Tessa Elliott, a physical therapist who works for Emory Healthcare in Atlanta and did research on balance balls as a doctoral candidate, says the balls can help patients build endurance in their deep abdominal muscles. "Using an unstable surface allows those muscles to be turned on," she said.

Elliott was part of a team at Armstrong State University in Savannah, Ga., that compared stability balls with desk chairs. The 2016 study, published after she graduated, concluded that sitting on a stability ball did not reduce lower back pain, though it did improve endurance in the muscles that control forward and backward movement. Still, Elliott said, sitting on a ball all day isn't something she would recommend as a strategy "to specifically target core endurance."

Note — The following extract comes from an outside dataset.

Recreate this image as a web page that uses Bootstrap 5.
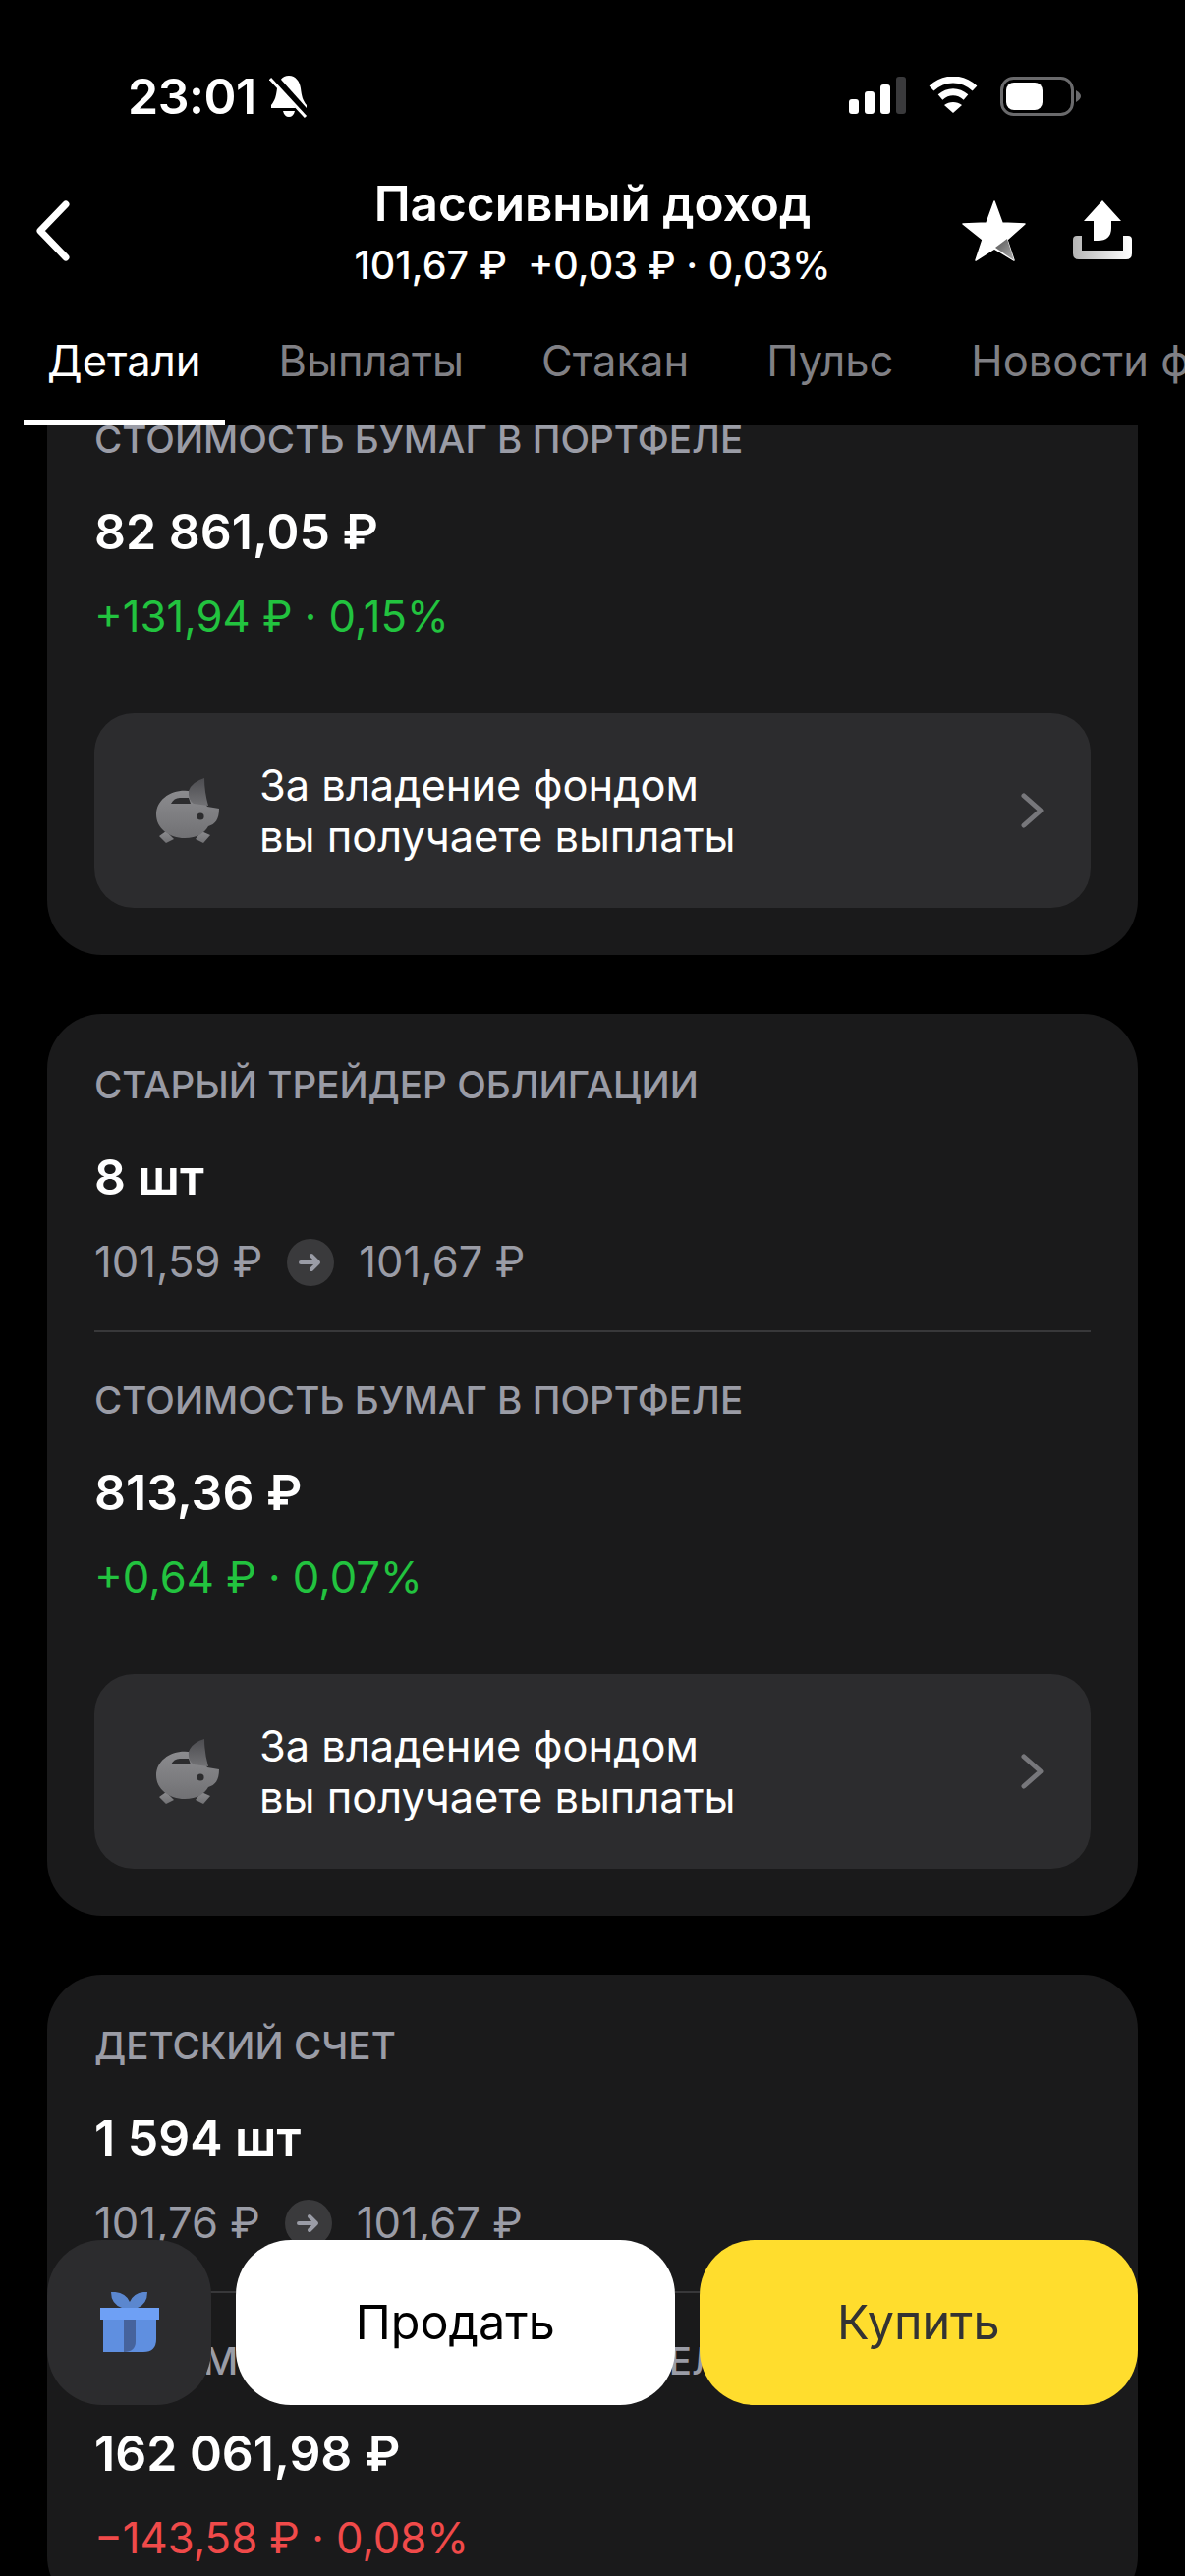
<!DOCTYPE html>
<html lang="ru">
<head>
    <meta charset="UTF-8">
    <meta name="viewport" content="width=device-width, initial-scale=1.0">
    <title>Пассивный доход</title>
    <link href="https://cdn.jsdelivr.net/npm/bootstrap@5.3.0/dist/css/bootstrap.min.css" rel="stylesheet">
    <style>
        :root {
            --panel: #1a1a1b;
            --panel-light: #2c2c2e;
            --muted: #9a9ca6;
        }

        html, body {
            background: #000;
            margin: 0;
        }

        body {
            font-family: Inter, "Liberation Sans", sans-serif;
            color: #fff;
        }

        .screen {
            width: 1206px;
            height: 2622px;
            overflow: hidden;
            position: relative;
            background: #000;
        }

        /* status bar */
        .status-bar {
            height: 170px;
            padding: 76px 106px 0 130px;
        }

        .clock {
            font-size: 50px;
            line-height: 44px;
            font-weight: 600;
            letter-spacing: -0.5px;
        }

        .bell {
            margin-left: 13px;
        }

        .status-icons {
            gap: 23px;
            padding-top: 2px;
        }

        /* title block */
        .title-row {
            height: 130px;
            padding: 0 54px 0 36px;
        }

        .title-side {
            flex: 1 1 0;
        }

        .title-center {
            margin-left: 18px;
        }

        .title-main {
            font-size: 49.5px;
            line-height: 60px;
            font-weight: 600;
        }

        .title-sub {
            font-size: 39.5px;
            line-height: 48px;
            font-weight: 500;
            margin-top: 9px;
        }

        /* tabs */
        .tabs-row {
            height: 133px;
            padding: 39px 0 0 24px;
            overflow: hidden;
        }

        .tab-item {
            font-size: 43.5px;
            line-height: 56px;
            color: #808085;
            padding: 0 25px 0 24px;
            margin-right: 30px;
            height: 94px;
            white-space: nowrap;
            flex: none;
        }

        .tab-on {
            color: #fff;
            border-bottom: 6px solid #fff;
        }

        /* cards */
        .scroll-area {
            padding: 0 48px;
            height: 2189px;
            overflow: hidden;
        }

        .fund-card {
            background: var(--panel);
            border-radius: 56px;
            padding: 48px 48px 48px;
            margin-bottom: 60px;
        }

        .fund-card-cut {
            margin-top: -10px;
            padding-top: 0;
            border-top-left-radius: 0;
            border-top-right-radius: 0;
        }

        .row-label {
            font-size: 38.6px;
            line-height: 48px;
            font-weight: 500;
            color: var(--muted);
        }

        .row-value {
            font-size: 50px;
            line-height: 56px;
            font-weight: 600;
        }

        .row-line {
            font-size: 43.6px;
            line-height: 52px;
            margin-top: 33px;
        }

        .row-price {
            color: var(--muted);
        }

        .row-up {
            color: #22c33f;
        }

        .row-down {
            color: #f04a4a;
        }

        .gap-value {
            margin-top: 42px;
        }

        .row-split {
            border-top: 2px solid #38383a;
            margin-top: 43px;
            padding-top: 45px;
        }

        .price-arrow {
            width: 48px;
            height: 48px;
            border-radius: 50%;
            background: #3a3a3c;
            margin: 0 25px;
        }

        .payout-box {
            background: var(--panel-light);
            border-radius: 40px;
            height: 198px;
            margin-top: 72px;
            padding: 0 47px 0 63px;
        }

        .payout-text {
            font-size: 43.4px;
            line-height: 52px;
            margin-left: 41px;
        }

        /* bottom buttons */
        .action-bar {
            position: absolute;
            left: 48px;
            right: 48px;
            bottom: 174px;
            height: 168px;
            gap: 25px;
        }

        .action-gift {
            width: 167px;
            background: var(--panel-light);
            border-radius: 56px;
        }

        .action-btn {
            flex: 1 1 0;
            border: 0;
            border-radius: 56px;
            font-size: 48.5px;
            font-weight: 400;
        }

        .action-sell, .action-sell:hover {
            background: #fff;
            color: #000;
        }

        .action-buy, .action-buy:hover {
            background: #ffdd2d;
            color: #333;
        }
    </style>
</head>
<body>
    <svg width="0" height="0" class="position-absolute">
        <defs>
            <linearGradient id="pigFill" x1="0" y1="0" x2="0" y2="1">
                <stop offset="0" stop-color="#8c8c8f"/>
                <stop offset="1" stop-color="#717174"/>
            </linearGradient>
            <linearGradient id="earFill" x1="0" y1="0" x2="0" y2="1">
                <stop offset="0" stop-color="#4c4c50"/>
                <stop offset="1" stop-color="#727275"/>
            </linearGradient>
            <linearGradient id="trayFill" x1="0" y1="0" x2="1" y2="0">
                <stop offset="0" stop-color="#b4b4b4"/>
                <stop offset="1" stop-color="#fff"/>
            </linearGradient>
            <linearGradient id="starShade" x1="0" y1="0" x2="1" y2="1">
                <stop offset="0" stop-color="#555"/>
                <stop offset="1" stop-color="#b0b0b0"/>
            </linearGradient>
            <symbol id="pig" viewBox="0 0 64 66">
                <path d="M3 59 L10 66 L18 62 L10 54Z M40 62 L48 66 L55 58 L46 54Z" fill="url(#pigFill)"/>
                <path fill-rule="evenodd" fill="url(#pigFill)" d="M29 12.7 C13 12.7 0 23 0 37 C0 51 13 61 29 61 C42 61 49 56 53 49 C60 47 64 42 64 31 L52 29 C46 18 38 12.7 29 12.7Z M15 26 Q18 20 24 20 H33 L35 26Z"/>
                <circle cx="45" cy="39" r="3.6" fill="#2c2c2e"/>
                <path d="M49 0 Q36 4 33 13 Q32 22 38 26 L53 28 Q49 14 49 0Z" fill="url(#earFill)"/>
            </symbol>
            <symbol id="arrow" viewBox="0 0 24 20">
                <path d="M2 10 H20 M13 3 L20 10 L13 17" fill="none" stroke="#9a9ca6" stroke-width="4" stroke-linecap="round" stroke-linejoin="round"/>
            </symbol>
            <symbol id="chev" viewBox="0 0 24 36">
                <path d="M3 3 L20 18 L3 33" fill="none" stroke="#77777b" stroke-width="5" stroke-linecap="round" stroke-linejoin="round"/>
            </symbol>
        </defs>
    </svg>

    <div class="screen">
        <div class="status-bar d-flex justify-content-between">
            <div class="d-flex align-items-start">
                <span class="clock">23:01</span>
                <svg class="bell" width="40" height="44" viewBox="0 0 40 44">
                    <path d="M20 1 C27 1 31 7 32 14 C33 22 34 26 38 31 V34 H2 V31 C6 26 7 22 8 14 C9 7 13 1 20 1Z M14 37 H26 C25 41 23 43 20 43 C17 43 15 41 14 37Z" fill="#fff"/>
                    <path d="M4 2 L38 40" stroke="#000" stroke-width="8"/>
                    <path d="M1 4 L37 43" stroke="#fff" stroke-width="3"/>
                </svg>
            </div>
            <div class="status-icons d-flex align-items-start">
                <svg width="58" height="38" viewBox="0 0 58 38">
                    <rect x="0" y="23" width="10" height="15" rx="3" fill="#fff"/>
                    <rect x="16" y="15" width="10" height="23" rx="3" fill="#fff"/>
                    <rect x="32" y="8" width="10" height="30" rx="3" fill="#fff"/>
                    <rect x="48" y="0" width="10" height="38" rx="3" fill="#3a3a3c"/>
                </svg>
                <svg width="50" height="38" viewBox="0 0 50 38">
                    <path d="M3 12 C16 0 34 0 47 12" fill="none" stroke="#fff" stroke-width="7"/>
                    <path d="M12 21 C20 14 30 14 38 21" fill="none" stroke="#fff" stroke-width="7"/>
                    <path d="M25 37 L16 29 C21 25 29 25 34 29Z" fill="#fff"/>
                </svg>
                <svg width="82" height="40" viewBox="0 0 82 40">
                    <rect x="1.5" y="1.5" width="72" height="37" rx="12" fill="none" stroke="#6a6a6c" stroke-width="3"/>
                    <rect x="6" y="6" width="37" height="28" rx="8" fill="#fff"/>
                    <path d="M77 14 Q82 17 82 20 Q82 23 77 26Z" fill="#6a6a6c"/>
                </svg>
            </div>
        </div>

        <div class="title-row d-flex align-items-center">
            <div class="title-side d-flex">
                <svg width="36" height="62" viewBox="0 0 36 62">
                    <path d="M31 4 L5 31 L31 58" fill="none" stroke="#fff" stroke-width="7" stroke-linecap="round" stroke-linejoin="round"/>
                </svg>
            </div>
            <div class="title-center text-center">
                <div class="title-main">Пассивный доход</div>
                <div class="title-sub">101,67 ₽ &nbsp;+0,03 ₽ · 0,03%</div>
            </div>
            <div class="title-side d-flex justify-content-end gap-5">
                <svg width="65" height="62" viewBox="0 0 65 62">
                    <path d="M33 1 L41 23 L64 24 L46 40 L53 61 L33 49 L14 61 L21 40 L1 24 L25 23Z" fill="#fff" stroke="#fff" stroke-width="1.5" stroke-linejoin="round"/>
                    <path d="M34 48 L46 39 L53 61Z" fill="url(#starShade)"/>
                </svg>
                <svg width="60" height="60" viewBox="0 0 60 60">
                    <path d="M30 0 L49 21 H39 V28 Q39 41 25 41 H21 V21 H11Z" fill="#fff"/>
                    <path d="M0 40 Q0 36 4 36 H9 V51 H51 V36 H56 Q60 36 60 40 V54 Q60 60 54 60 H6 Q0 60 0 54Z" fill="url(#trayFill)"/>
                </svg>
            </div>
        </div>

        <div class="tabs-row d-flex">
            <div class="tab-item tab-on">Детали</div>
            <div class="tab-item">Выплаты</div>
            <div class="tab-item">Стакан</div>
            <div class="tab-item">Пульс</div>
            <div class="tab-item">Новости фонда</div>
        </div>

        <div class="scroll-area">
            <div class="fund-card fund-card-cut">
                <div class="row-label">СТОИМОСТЬ БУМАГ В ПОРТФЕЛЕ</div>
                <div class="row-value gap-value">82 861,05 ₽</div>
                <div class="row-line row-up">+131,94 ₽ · 0,15%</div>
                <div class="payout-box d-flex align-items-center">
                    <svg width="64" height="66"><use href="#pig"/></svg>
                    <div class="payout-text flex-grow-1">За владение фондом<br>вы получаете выплаты</div>
                    <svg width="24" height="36"><use href="#chev"/></svg>
                </div>
            </div>

            <div class="fund-card">
                <div class="row-label">СТАРЫЙ ТРЕЙДЕР ОБЛИГАЦИИ</div>
                <div class="row-value gap-value">8 шт</div>
                <div class="row-line row-price d-flex align-items-center">
                    <span>101,59 ₽</span>
                    <span class="price-arrow d-flex align-items-center justify-content-center"><svg width="24" height="20"><use href="#arrow"/></svg></span>
                    <span>101,67 ₽</span>
                </div>
                <div class="row-split">
                    <div class="row-label">СТОИМОСТЬ БУМАГ В ПОРТФЕЛЕ</div>
                    <div class="row-value gap-value">813,36 ₽</div>
                    <div class="row-line row-up">+0,64 ₽ · 0,07%</div>
                </div>
                <div class="payout-box d-flex align-items-center">
                    <svg width="64" height="66"><use href="#pig"/></svg>
                    <div class="payout-text flex-grow-1">За владение фондом<br>вы получаете выплаты</div>
                    <svg width="24" height="36"><use href="#chev"/></svg>
                </div>
            </div>

            <div class="fund-card">
                <div class="row-label">ДЕТСКИЙ СЧЕТ</div>
                <div class="row-value gap-value">1 594 шт</div>
                <div class="row-line row-price d-flex align-items-center">
                    <span>101,76 ₽</span>
                    <span class="price-arrow d-flex align-items-center justify-content-center"><svg width="24" height="20"><use href="#arrow"/></svg></span>
                    <span>101,67 ₽</span>
                </div>
                <div class="row-split">
                    <div class="row-label">СТОИМОСТЬ БУМАГ В ПОРТФЕЛЕ</div>
                    <div class="row-value gap-value">162 061,98 ₽</div>
                    <div class="row-line row-down">−143,58 ₽ · 0,08%</div>
                </div>
            </div>
        </div>

        <div class="action-bar d-flex">
            <div class="action-gift d-flex align-items-center justify-content-center">
                <svg width="60" height="62" viewBox="0 0 60 62">
                    <path d="M11 0 Q25 -1 30 10 Q35 -1 48 0 Q48 12 38 16 H22 Q11 12 11 0Z" fill="#5b87cf"/>
                    <path d="M3 28 H57 V48 Q57 61 44 61 H3Z" fill="#5f8fe0"/>
                    <path d="M24 28 H36 V50 Q36 61 24 61Z" fill="#46639c"/>
                    <rect x="0" y="16" width="60" height="12" fill="#6ea0f5"/>
                </svg>
            </div>
            <button type="button" class="btn action-btn action-sell">Продать</button>
            <button type="button" class="btn action-btn action-buy">Купить</button>
        </div>
    </div>

    <script src="https://cdn.jsdelivr.net/npm/bootstrap@5.3.0/dist/js/bootstrap.bundle.min.js"></script>
</body>
</html>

"The bigger picture is that a healthier way to sit is varying what we sit on," she said. So, she suggested, an at-home worker could switch between, say, a traditional chair, a stability ball, a backless stool and standing. (Standing all day, however, is also detrimental to the body, she pointed out.) "It's also important to pay attention to posture and get up and move as often as possible, even if it is just for a few seconds," she added in an email.

Gregory isn't averse to people using the balls for short periods of time if they’re really interested in doing so. "I would say, maybe work up to an hour," she said, "but at the end of the day, I don't think anyone should be sitting longer than an hour, even in a fancy office chair."

Get up and move around often, she added. "That's going to be so much more beneficial than anything you’re sitting on to begin with."